Greece, Bulgaria and Russia earlier this year agreed to spend over $1 billion to build a 230-kilometer oil pipeline from Bulgaria's Black Sea port of Burgas to Alexandroupolis on Greece's Mediterranean coast. VOA's Barry Wood reports from Alexandroupolis that when the pipeline is completed in 2011, fewer tankers will have to pass through the crowded Bosporus Straits next to Turkey's biggest city, Istanbul.

The Burgas-Alexandroupolis pipeline has been under discussion for over a decade. But the soaring demand for oil and the accompanying high prices have given the project a decisive push. If plans hold to schedule, construction begins in 2008 with oil flowing by 2011. In recent years significant oil reserves have been found in central Asia and shipment by tanker across the Black Sea is a principal means of bringing that oil to European and American markets.

The project will cost over $1 billion. The pipeline company will be 51 percent owned by Russian firms and the oil will come mainly from Russia.

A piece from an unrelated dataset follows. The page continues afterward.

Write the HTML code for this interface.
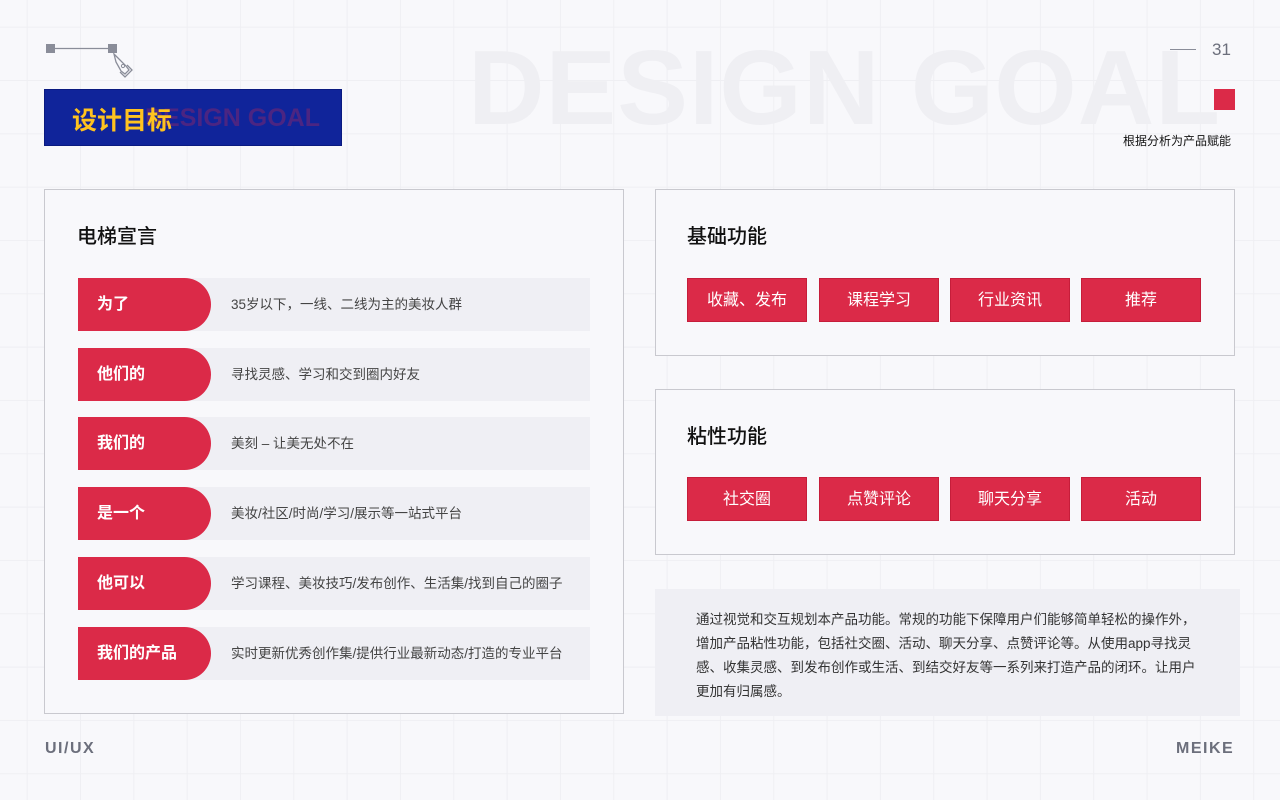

But some analysts are worried that the pipeline will enable Russia to tighten its grip on the European energy market. Michalis Angelopoulos, the top government official in Eastern Greece, dismisses that concern. "I don't think we have to be afraid that Russia with 51 percent will dominate or determine our policy. We belong to the European Union. It's a European Union intervention for energy," he said.

Angelopoulos and the Athens government are big promoters of the pipeline. They say it will bring needed jobs and business to this depressed region, which is only a few kilometers from the Turkish border.

But the pipeline is dividing people in Alexandroupolis. Hotel owner Charalampos Samourkasidis says he does not like the idea of an oil terminal being nearby. "Alexandroupolis' economy is based on tourism, fishing and agriculture. And a possible ecological disaster would have a big impact on these three sectors," he said.

Pipeline supporters say they are taking precautions to ensure that there will be no environmental problems. They stress that oil tankers will be loaded at a terminal up to 10 kilometers off shore.

Nicholas Alexandris, the town's mayor and a supporter of the pipeline says "We think the pipeline will help and strengthen the town of Alexandroupolis. It will help us and bring Alexandroupolis to the top line [of economic importance]."

The pipeline could earn Greece $30 million a year in transit fees, and the government promises to keep that money here in eastern Thrace. There are predictions the city's population could double to 150,000 in 10 years.

But the Burgas-Alexandroupolis pipeline may have competition. There is a proposal for a 900 kilometer pipeline from Burgas, Bulgaria across mountainous parts of Macedonia to Albania. The disadvantage of this proposal is that it would be longer and more expensive than the Burgas-Alexandroupolis pipeline.

A third option is even longer, an 1,800-kilometer line from Constanza, Romania through Serbia, Croatia, and Slovenia to Italy. That project would use existing pipelines for about half the distance.

But Vassilis Choravas of the Alexandroupolis chamber of industry says the line through Greece is shorter and traverses flat land. "I think this pipeline is going to be the most competitive pipeline of the three solutions that are on the table now to bring Russian oil to western markets," he said.

The pipeline through Greece also has another big advantage: it already has a commitment from a Russian oil company to ship from Burgas to Alexandroupolis.